Die Abweichung der Form trennt spirituelle Einheiten auf dieselbe Weise, wie die Axtklinge physische Objekte trennt. Das Ausmaß der Trennung hängt vom Ausmaß der Abweichung der Form ab. Nachdem die Seele erst durch die Trennung eine eigene Identität bekommt, stellt diese Identität eine Abweichung der Form dar. Der Mensch, in dem diese Seele enthalten ist, erscheint als selbständige Einheit. Doch ist sein physisches Dasein von verschiedenen Elementen aus der physischen Welt abhängig. Seine Seele beruht auf der Lebenskraft des Schöpfers und wird ihr von außen gespendet. Die Seele hat den Status eines Empfängers angenommen, - und das führt zu einer bedeutenden Abweichung der Form. Der Schöpfer gibt selbst nur, weil ER keinerlei eigene Bedürfnisse kennt. Doch kehrt die Seele in die Form eines bedürftigen Empfängers ein, beginnt der Mensch sich etwas zu wünschen, was seinen physischen Bedürfnissen zu entsprechen scheint. Doch das verbietet der Ewige und ignoriert die Einwände der Seele.

Die Abweichung der Form ist jedoch nur oberflächlich. Sie steht nicht nur im Zusammenhang mit dem menschlichen Dasein, sondern hängt auch zu hundert Prozent von ihm ab. In ihrem Wesen bleibt die Seele ein Teil von G-tt. Befindet sie sich in einem menschlichen Körper, entsteht genau dieser Status des bedürftigen Empfängers, der eigentlich jene die Seele vom Schöpfer trennende Abweichung der Form darstellt. Dieser Status wird jetzt zum Gefäß, das die Seele mit ihrer Quelle verbindet. Sobald die Seele mit der physischen Realität in Kontakt kommt, wird sie einerseits notleidend, was sie nicht war, als sie mit dem Schöpfer eine einzige Einheit bildete. Andererseits schafft genau diese Bedürftigkeit die stärkste Verbindung zum Schöpfer. Die Seele ist mit ihrer Quelle verknüpft. Die Lebenskraft, mit der sie der Schöpfer am Leben erhält, ist eine direkte Ausströmung Seines inneren Wesens. Daher ist die Seele tatsächlich ein Teil von Ihm, wie der Stein ein Teil vom Berg ist.
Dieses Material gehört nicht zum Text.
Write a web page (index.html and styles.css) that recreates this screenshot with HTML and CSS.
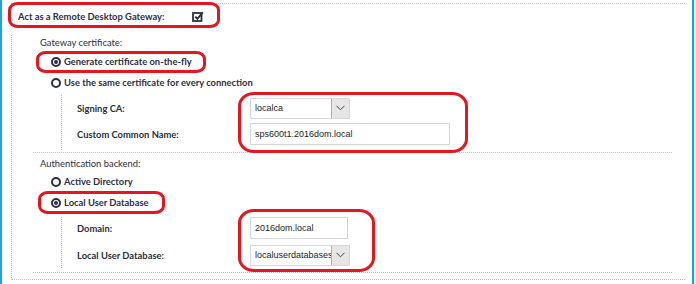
FILE: index.html
```html
<!DOCTYPE html>
<html lang="en">
<head>
  <meta charset="UTF-8" />
  <title>Remote Desktop Gateway</title>
  <link rel="stylesheet" href="styles.css">
</head>
<body>
  <div class="page">
    <div class="content">

      <div class="setting">
        <div class="setting-head">
          <span class="setting-label">Act as a Remote Desktop Gateway:</span>
          <svg class="checkbox" width="12" height="11" viewBox="0 0 12 11">
            <rect x="1" y="2" width="8.5" height="8" fill="none" stroke="#2b3040" stroke-width="1.8"/>
            <path d="M3.2 5.6 L5.4 7.8 L10.8 1.4" fill="none" stroke="#2b3040" stroke-width="2"/>
          </svg>
        </div>

        <div class="setting-body">
          <!-- Gateway certificate -->
          <div class="group group-first">
            <div class="group-title">Gateway certificate:</div>
            <div class="radio-row"><span class="radio checked"></span>Generate certificate on-the-fly</div>
            <div class="radio-row"><span class="radio"></span>Use the same certificate for every connection</div>
            <div class="subfields">
              <div class="field-row">
                <span class="field-label">Signing CA:</span>
                <div class="select">
                  <span class="select-value">localca</span>
                  <span class="select-arrow">
                    <svg width="9" height="6" viewBox="0 0 9 6"><path d="M0.5 0.8 L4.5 4.8 L8.5 0.8" fill="none" stroke="#444" stroke-width="1"/></svg>
                  </span>
                </div>
              </div>
              <div class="field-row">
                <span class="field-label">Custom Common Name:</span>
                <div class="input input-wide">sps600t1.2016dom.local</div>
              </div>
            </div>
          </div>

          <!-- Authentication backend -->
          <div class="group">
            <div class="group-title">Authentication backend:</div>
            <div class="radio-row"><span class="radio"></span>Active Directory</div>
            <div class="radio-row"><span class="radio checked"></span>Local User Database</div>
            <div class="subfields subfields-auth">
              <div class="field-row">
                <span class="field-label">Domain:</span>
                <div class="input">2016dom.local</div>
              </div>
              <div class="field-row">
                <span class="field-label">Local User Database:</span>
                <div class="select">
                  <span class="select-value">localuserdatabases</span>
                  <span class="select-arrow">
                    <svg width="9" height="6" viewBox="0 0 9 6"><path d="M0.5 0.8 L4.5 4.8 L8.5 0.8" fill="none" stroke="#444" stroke-width="1"/></svg>
                  </span>
                </div>
              </div>
            </div>
          </div>
        </div>
      </div>

    </div>

    <!-- red hand-drawn annotation marks over the form -->
    <div class="mark mark-gateway"></div>
    <div class="mark mark-generate"></div>
    <div class="mark mark-cert"></div>
    <div class="mark mark-localdb"></div>
    <div class="mark mark-domain"></div>
  </div>
</body>
</html>
```
FILE: styles.css
```css
:root {
  --text: #2b3040;
  --dots: 1px dotted #bdbdbd;
  --mark: #e4161f;
  --label-size: 9.4px;
}

body {
  margin: 0;
  background: #fff;
  font-family: "Lato", "Liberation Sans", sans-serif;
  color: var(--text);
}

.page {
  position: relative;
  width: 696px;
  height: 284px;
  display: flex;
  background: #e6e6e6;
  overflow: hidden;
}

.content {
  width: 690px;
  height: 100%;
  background: #fff;
  border-left: 2px solid #1da5d8;
  border-right: 2px solid #1da5d8;
}

/* outer setting block */
.setting {
  margin: 3px 0 0 9px;
  width: 674px;
  border-top: var(--dots);
}

.setting-head {
  height: 31px;
  display: flex;
  align-items: flex-start;
  padding: 6px 0 0 7px;
  box-sizing: border-box;
  font-size: var(--label-size);
  font-weight: 700;
  line-height: 14px;
}

.setting-label {
  width: 174px;
}

.checkbox {
  margin-top: 1px;
}

.setting-body {
  border-left: var(--dots);
  border-bottom: var(--dots);
  padding: 0 13px 6px 21px;
}

/* groups */
.group {
  border-bottom: var(--dots);
  padding: 4px 0 4px 7px;
}
.group-first {
  padding-top: 1px;
  padding-bottom: 2px;
}

.group-title {
  font-size: var(--label-size);
  line-height: 14px;
  height: 14px;
}

.radio-row {
  height: 21px;
  display: flex;
  align-items: center;
  padding-left: 11px;
  font-size: var(--label-size);
  font-weight: 700;
}
.group-first .group-title + .radio-row {
  margin-top: 1px;
}

.radio {
  width: 10px;
  height: 10px;
  box-sizing: border-box;
  border: 2px solid var(--text);
  border-radius: 50%;
  margin-right: 3px;
  display: flex;
  align-items: center;
  justify-content: center;
}
.radio.checked::after {
  content: "";
  width: 4px;
  height: 4px;
  border-radius: 50%;
  background: var(--text);
}

/* nested fields */
.subfields {
  margin: 2px 0 0 21px;
  border-left: var(--dots);
  padding: 2px 0 5px 15px;
  display: flex;
  flex-direction: column;
  gap: 4px;
}
.subfields-auth {
  margin-top: 4px;
  padding-top: 0;
  padding-bottom: 2px;
  gap: 5px;
}

.field-row {
  display: flex;
  align-items: center;
  height: 22px;
}

.field-label {
  width: 173px;
  font-size: var(--label-size);
  font-weight: 700;
}

.input,
.select {
  height: 22px;
  box-sizing: border-box;
  border: 1px solid #d6d6d6;
  background: #fff;
  font-family: "Liberation Sans", sans-serif;
  font-size: 9px;
  color: #1e1e1e;
  display: flex;
  align-items: center;
}

.input {
  width: 98px;
  padding-left: 4px;
}
.input-wide {
  width: 200px;
}

.select {
  width: 100px;
  height: 21px;
  overflow: hidden;
}
.select-value {
  flex: 1;
  padding-left: 4px;
  white-space: nowrap;
  overflow: hidden;
}
.select-arrow {
  width: 18px;
  height: 100%;
  box-sizing: border-box;
  border-left: 1px solid #adadad;
  background: #e6e6e6;
  display: flex;
  align-items: center;
  justify-content: center;
}

/* red hand-drawn annotation frames */
.mark {
  position: absolute;
  border: 3px solid var(--mark);
  border-radius: 10px / 8px;
  box-sizing: border-box;
}
.mark-gateway  { left: 8px;   top: 2px;   width: 212px; height: 26px; }
.mark-generate { left: 36px;  top: 51px;  width: 170px; height: 22px; }
.mark-cert     { left: 238px; top: 92px;  width: 230px; height: 61px; border-radius: 16px / 14px; }
.mark-localdb  { left: 38px;  top: 191px; width: 127px; height: 23px; }
.mark-domain   { left: 238px; top: 209px; width: 137px; height: 63px; border-radius: 16px / 14px; }
```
Um in dieser physischen Welt zu überleben, die so weit entfernt von jener spirituellen Welt ist, aus der die Seele stammt, braucht sie eine Unzahl "Kleider". So kann sie der Mensch nicht allzu stark wahrnehmen. Auch wird dadurch die Seele vor der ihr verhassten materiellen Umgebung geschützt. Doch die Seele selbst bleibt eine außerordentlich noble Einheit, selbst wenn sie manchmal unter vielen groben Schalen versteckt ist. Doch kann es sein, dass eine kleine Mizwa sie plötzlich aufleben und zum Vorschein kommen lässt, - und das bei Menschen, in denen nichts Gutes zu stecken schien1

Die Tora bringt die Seele zum Vorschein, ernährt und belebt sie. So hatte die Tora auch diesen Menschen völlig neu erstellt, - nicht, indem sie ihn veränderte, sondern indem sie seine Seele zum Vorschein brachte, die genauso ein Teil G-ttes ist, wie der Stein einen Teil des Berges.